Coffee is of paramount importance to families and the country at large. Considering this, improving and expanding coffee infrastructure is not just a way to improve incomes, it is a way to revolutionize the earning potential of an entire nation.

Building washing stations and expanding agricultural extension work can be great ways to improve coffee quality. Washing stations are pivotal in improving cup profile standards and the global reputation of Burundian coffee. 

Both state-owned and private actors drive Burundi’s coffee industry and play key roles as washing station management companies and exporters. State-owned companies are called Sogestals, short for “Sociétés de Gestions des Stations de Lavage” (Washing station management companies). Privately-owned companies can operate under a variety of different names.

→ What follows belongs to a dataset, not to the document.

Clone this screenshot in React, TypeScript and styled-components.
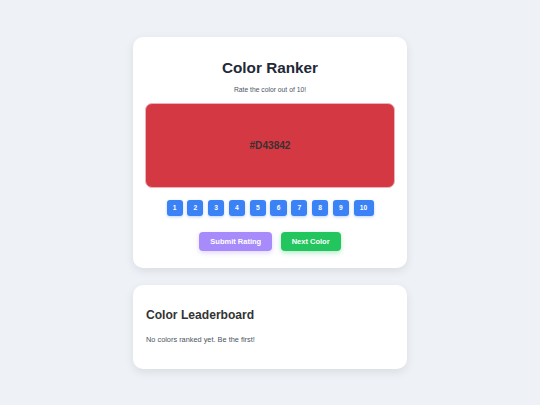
import React, { useState } from "react";
import styled, { createGlobalStyle } from "styled-components";

const GlobalStyle = createGlobalStyle`
  html, body {
    margin: 0;
    padding: 0;
    background: #eef1f5;
    font-family: "Liberation Sans", Arial, sans-serif;
  }
  * { box-sizing: border-box; }
`;

const Page = styled.main`
  display: flex;
  flex-direction: column;
  align-items: center;
  gap: 17px;
  padding: 37px 0 36px;
`;

const Card = styled.section<{ $tight?: boolean }>`
  width: 274px;
  background: #ffffff;
  border-radius: 10px;
  box-shadow: 0 3px 10px rgba(15, 23, 42, 0.09);
  padding: ${(p) => (p.$tight ? "23.5px 13px 23.4px" : "21.5px 13px 17px")};
  display: flex;
  flex-direction: column;
  align-items: ${(p) => (p.$tight ? "flex-start" : "center")};
`;

const Title = styled.h1`
  margin: 0;
  font-size: 15.3px;
  line-height: 18px;
  font-weight: 700;
  color: #1f2937;
`;

const Subtitle = styled.p`
  margin: 8.8px 0 0;
  font-size: 6.75px;
  line-height: 10px;
  color: #4b5563;
`;

const Swatch = styled.div`
  margin-top: 7.7px;
  width: 250px;
  height: 85px;
  border-radius: 7px;
  border: 1px solid #ebb3b8;
  display: flex;
  align-items: center;
  justify-content: center;
`;

const HexLabel = styled.span`
  font-size: 10.1px;
  font-weight: 700;
  color: #3a3133;
`;

const NumberRow = styled.div`
  margin-top: 12px;
  display: flex;
  gap: 4.7px;
`;

const NumberButton = styled.button<{ $active: boolean }>`
  height: 16px;
  min-width: 16px;
  padding: 0 6.2px;
  border: none;
  border-radius: 3px;
  background: ${(p) => (p.$active ? "#1d4ed8" : "#3b82f6")};
  color: #ffffff;
  font-family: inherit;
  font-size: 6.7px;
  font-weight: 700;
  box-shadow: 0 1px 3px rgba(59, 130, 246, 0.35);
  cursor: pointer;
`;

const ActionRow = styled.div`
  margin-top: 16px;
  display: flex;
  gap: 8.5px;
`;

const ActionButton = styled.button<{ $tone: string; $glow: string }>`
  height: 19px;
  padding: 0 11px;
  border: none;
  border-radius: 4px;
  background: ${(p) => p.$tone};
  color: #ffffff;
  font-family: inherit;
  font-size: 7.5px;
  font-weight: 700;
  box-shadow: 0 2px 5px ${(p) => p.$glow};
  cursor: pointer;
`;

const BoardTitle = styled.h2`
  margin: 0;
  font-size: 12.1px;
  line-height: 14px;
  font-weight: 700;
  color: #333333;
`;

const EmptyNote = styled.p`
  margin: 13px 0 0;
  font-size: 7.37px;
  line-height: 10px;
  color: #4b5563;
`;

export default function App() {
  const [color] = useState("#D43842");
  const [rating, setRating] = useState<number | null>(null);

  return (
    <>
      <GlobalStyle />
      <Page>
        <Card>
          <Title>Color Ranker</Title>
          <Subtitle>Rate the color out of 10!</Subtitle>
          <Swatch style={{ background: color }}>
            <HexLabel>{color}</HexLabel>
          </Swatch>
          <NumberRow>
            {Array.from({ length: 10 }, (_, i) => i + 1).map((n) => (
              <NumberButton key={n} $active={rating === n} onClick={() => setRating(n)}>
                {n}
              </NumberButton>
            ))}
          </NumberRow>
          <ActionRow>
            <ActionButton $tone="#a78bfa" $glow="rgba(167, 139, 250, 0.35)">
              Submit Rating
            </ActionButton>
            <ActionButton $tone="#22c55e" $glow="rgba(34, 197, 94, 0.35)">
              Next Color
            </ActionButton>
          </ActionRow>
        </Card>
        <Card $tight>
          <BoardTitle>Color Leaderboard</BoardTitle>
          <EmptyNote>No colors ranked yet. Be the first!</EmptyNote>
        </Card>
      </Page>
    </>
  );
}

Sucafina’s history in Burundi goes back to 2007 when Bucafe/Sucafina Burundi was established in Bujumbura. Through Bucafe, we work with several privately-owned washing station management companies and exporters. Our work bridges the entire supply chain, allowing us to be vertically integrated. Our supply chain is solid, reliable and transparent. Due to this, we are more efficient, able to supply better value and positioned to offer both producers and consumers of Burundian coffee a diversity of expertise.